What we see from these examples is that increase in complexity leads to greater unpredictability, determinism notwithstanding.
Practical unpredictability due to lack of knowledge, not an inherent unpredictability due to something like an inherent probabilistic nature.
But you and Sarkus still insist that none of the three systems discussed are "free" - not the thermostat, not the coin toss, and not the human will. Complexity, you both insist, is irrelevant to the discussion of freedom.
Not free as in having an ability to do otherwise, no.
Free as in able to exhibit different outputs if the inputs allow?
That notion exists, and I consider it trivial.
E.g. thermostat.
Why is this? Why are you both so keen to gloss over the rather obvious differences between a thermostat and act an act of human choice/will?
I for one am not glossing over it.
I have considered it, and found that notion of freedom in a thermostat, and considered it trivial.
I have yet to see anything other than an appeal to complexity by way of explanation how the notion of freedom differs between a thermostat and anything more complex.
It is therefore not me glossing over this, but rather those who wish to make the claim that complexity introduces a non-trivial notion of freedom are glossing over the matter of support for that claim.
The answer is that you both believe that no matter how complex a system becomes, "freedom" can never be an emergent property, at least as long as the system is deterministic, in the sense that only one outcome can ever result from the same set of "inputs".

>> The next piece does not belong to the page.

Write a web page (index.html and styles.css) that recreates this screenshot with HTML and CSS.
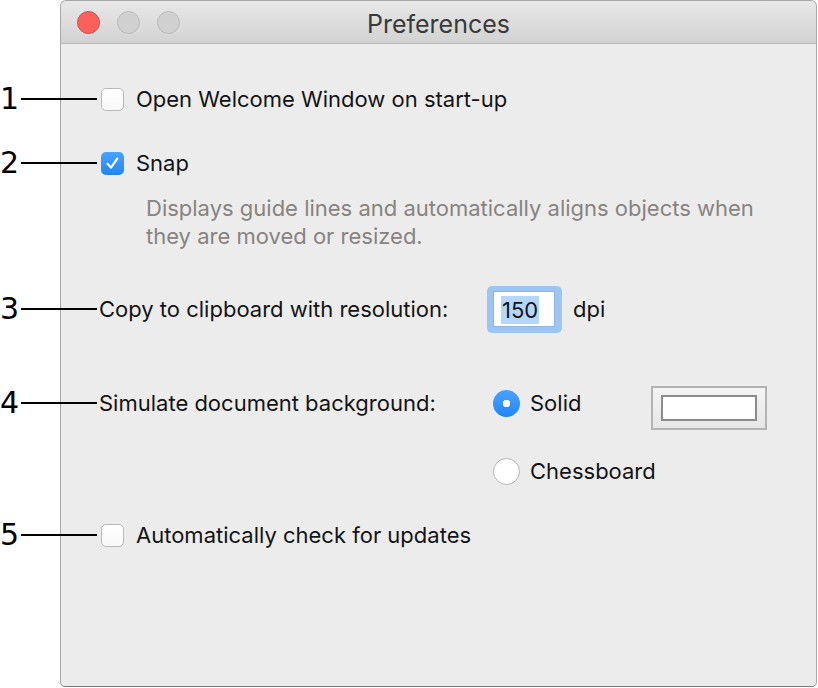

It’s certainly not that I believe “freedom” can never be an emergent property.
The logic certainly concludes that freedom (ability to do otherwise) can not exist (and if you go on about “supernatural assumption” then we are done here) but if one wishes to introduce complexity as giving rise to an ability to do otherwise then that is for you, or whoever, to support.
Provide that support, a convincing argument, and the logic that suggests it is not possible would need to address its emergence.
What you both require for "true freedom" is that different outcomes result from the same set of inputs.
That would seem to be necessary, but not sufficient.
In a deterministic universe governed by the laws of physics, we all agree that the same set of inputs (i.e. the same causes) will always result in the same outcomes (the same effects, including human choices).
If only we did all agree.
It seems someone (I have them on ignore so I only see what people write when replying to them - or at least I assume it is iceaura) doesn’t share that view of what determinism means, and invokes inherent probability as still being deterministic.
But for now at least lets you and I agree as to what we mean by determinism.
Therefore, it follows that the only way we can possibly have "true freedom" is either to throw away the idea that the universe is deterministic, or to throw away the governance of the laws of physics.
Or simply admit that we don’t have true freedom in a deterministic universe?